HeLa is a HPV positive cell line, and E7 integrated in HeLa genome. Our result is demonstrated, LPS can cause a slight increase in amount of E7 expression, but there is no meaningful correlate between LPS and E7. Probably, E7 may repress the E-cadherin by DNA methyltransferase 1 (DNMT1) expression. Laurson et al., (2010) Caberg also has supposed, decrease in E-cadherin expression perhaps result from repressing RB by E7 (Caberg et al., 2008). One of other mechanisms has reported that E7 may be over-express cdc6, which is one of key factors to reduce E-cadherin expression (Faghihloo et al., 2016). We suppose, LPS by over-expression of E7, reduce E-cadherin. It has shown valproic acid has the same effect on E7, and E-cadherin down-regulate, subsequently. (Faghihloo et al., 2016)

MicroRNA is able to regulate EMT genes (Abba et al., 2016) Observations have shown, different microRNAs can mediate the expression of E-cadherin (Wong et al., 2014). Furthermore, in this study, LPS treatment was able to increase in amount of microRNA-9 and 192 expressions almost 12 and 8 times, respectively. The result of other studies confirm our experiment for example, Flavia Bazzoni has suggested, LPS activate TLR-4, therefore NF-κB signaling initiate, and microRNA-9 increase (Bazzoni et al., 2009). Wu et al., (2012) also found after treating LPS, microRNA-192 over-expressed. Probably, microRNA-9 is able to suppress E-cadherin (Zhou et al., 2017) LPS over-expresses microRNA-9 and 192 , and these microRNAs can down-regulate E-cadherin expression, probably.

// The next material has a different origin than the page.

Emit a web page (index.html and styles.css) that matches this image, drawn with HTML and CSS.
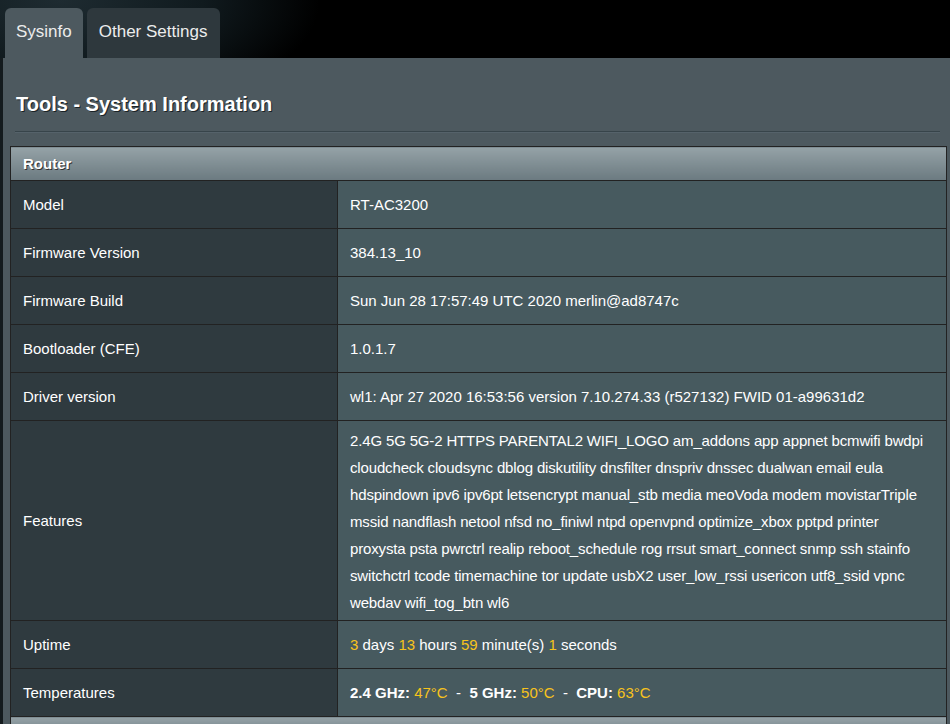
FILE: index.html
```html
<!DOCTYPE html>
<html>
<head>
<meta charset="utf-8">
<link rel="stylesheet" href="styles.css">
</head>
<body>
<div class="tabs">
  <div class="tab tab-active">Sysinfo</div>
  <div class="tab tab-wide">Other Settings</div>
</div>
<div class="panel">
  <h1 class="title">Tools - System Information</h1>
  <div class="rule"></div>
  <table class="info">
    <colgroup><col class="col-label"><col class="col-value"></colgroup>
    <thead>
      <tr><th colspan="2" class="section">Router</th></tr>
    </thead>
    <tbody>
      <tr><td class="label">Model</td><td class="value">RT-AC3200</td></tr>
      <tr><td class="label">Firmware Version</td><td class="value">384.13_10</td></tr>
      <tr><td class="label">Firmware Build</td><td class="value">Sun Jun 28 17:57:49 UTC 2020 merlin@ad8747c</td></tr>
      <tr><td class="label">Bootloader (CFE)</td><td class="value">1.0.1.7</td></tr>
      <tr><td class="label">Driver version</td><td class="value">wl1: Apr 27 2020 16:53:56 version 7.10.274.33 (r527132) FWID 01-a99631d2</td></tr>
      <tr><td class="label">Features</td><td class="value features">2.4G 5G 5G-2 HTTPS PARENTAL2 WIFI_LOGO am_addons app appnet bcmwifi bwdpi cloudcheck cloudsync dblog diskutility dnsfilter dnspriv dnssec dualwan email eula hdspindown ipv6 ipv6pt letsencrypt manual_stb media meoVoda modem movistarTriple mssid nandflash netool nfsd no_finiwl ntpd openvpnd optimize_xbox pptpd printer proxysta psta pwrctrl realip reboot_schedule rog rrsut smart_connect snmp ssh stainfo switchctrl tcode timemachine tor update usbX2 user_low_rssi usericon utf8_ssid vpnc webdav wifi_tog_btn wl6</td></tr>
      <tr><td class="label">Uptime</td><td class="value"><span class="hl">3</span> days <span class="hl">13</span> hours <span class="hl">59</span> minute(s) <span class="hl">1</span> seconds</td></tr>
      <tr><td class="label">Temperatures</td><td class="value"><b>2.4 GHz:</b> <span class="hl">47°C</span> &nbsp;-&nbsp; <b>5 GHz:</b> <span class="hl">50°C</span> &nbsp;-&nbsp; <b>CPU:</b> <span class="hl">63°C</span></td></tr>
    </tbody>
    <tbody>
      <tr><th colspan="2" class="section next">&nbsp;</th></tr>
    </tbody>
  </table>
</div>
</body>
</html>
```

FILE: styles.css
```css
html, body {
  margin: 0;
  padding: 0;
  height: 100%;
  overflow: hidden;
}
body {
  background:
    radial-gradient(ellipse 260px 120px at 60px 0px, #1e2b31 0%, #101a1e 55%, rgba(0,0,0,0) 100%),
    #000;
  font-family: "Liberation Sans", Arial, sans-serif;
  color: #fff;
}
.tabs {
  display: flex;
  gap: 4px;
  padding: 8px 0 0 5px;
  height: 50px;
}
.tab {
  height: 50px;
  line-height: 48px;
  padding: 0 11px;
  font-size: 17px;
  color: #ececec;
  background: #2e383d;
  border-radius: 6px 6px 0 0;
}
.tab-wide {
  padding: 0 13px 0 12px;
}
.tab-active {
  background: #4d595f;
}
.panel {
  margin-left: 3px;
  background: #4d595f;
  padding: 34px 3px 0 7px;
  min-height: 700px;
  box-shadow: -3px 0 0 #141b1e;
}
.title {
  margin: 0 0 0 6px;
  font-size: 20px;
  line-height: 24px;
  font-weight: bold;
  color: #fff;
  text-shadow: 1px 1px 0 #1a2226;
}
.rule {
  margin: 15px 7px 13px 5px;
  height: 1px;
  background: #37444a;
  border-bottom: 1px solid #55626a;
}
.info {
  width: 937px;
  table-layout: fixed;
  border-collapse: collapse;
  border: 1px solid #222;
  font-size: 15px;
}
.col-label {
  width: 327px;
}
.info th, .info td {
  border: 1px solid #222;
  text-align: left;
}
.section {
  height: 33px;
  padding: 0 0 0 12px;
  background: linear-gradient(#95a2a7, #6b7a80);
  font-weight: bold;
  font-size: 15px;
  color: #fff;
  text-shadow: 1px 1px 0 #333;
}
.next {
  height: 20px;
}
.label {
  height: 47px;
  padding: 0 12px;
  background: #2f3a3f;
  color: #fff;
}
.value {
  padding: 0 12px;
  background: #475a5f;
  color: #fff;
}
.features {
  padding: 6px 12px 4px 12px;
  line-height: 27px;
  letter-spacing: -0.15px;
}
.hl {
  color: #f7c31c;
}
.value b {
  font-weight: bold;
}
```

In conclusion, LPS is able to have effects on EMT related genes, such as E-cadherin, Snail and ZEB-1; therefore, gram-negative bacterial infectious diseases in cervix probably can have the same mechanism, and the cervical cancer progression can occur due to LPS in gram- negative bacteria in this site. To prevent cervical cancer progression in early stages, using appropriate antibiotics, is suggested.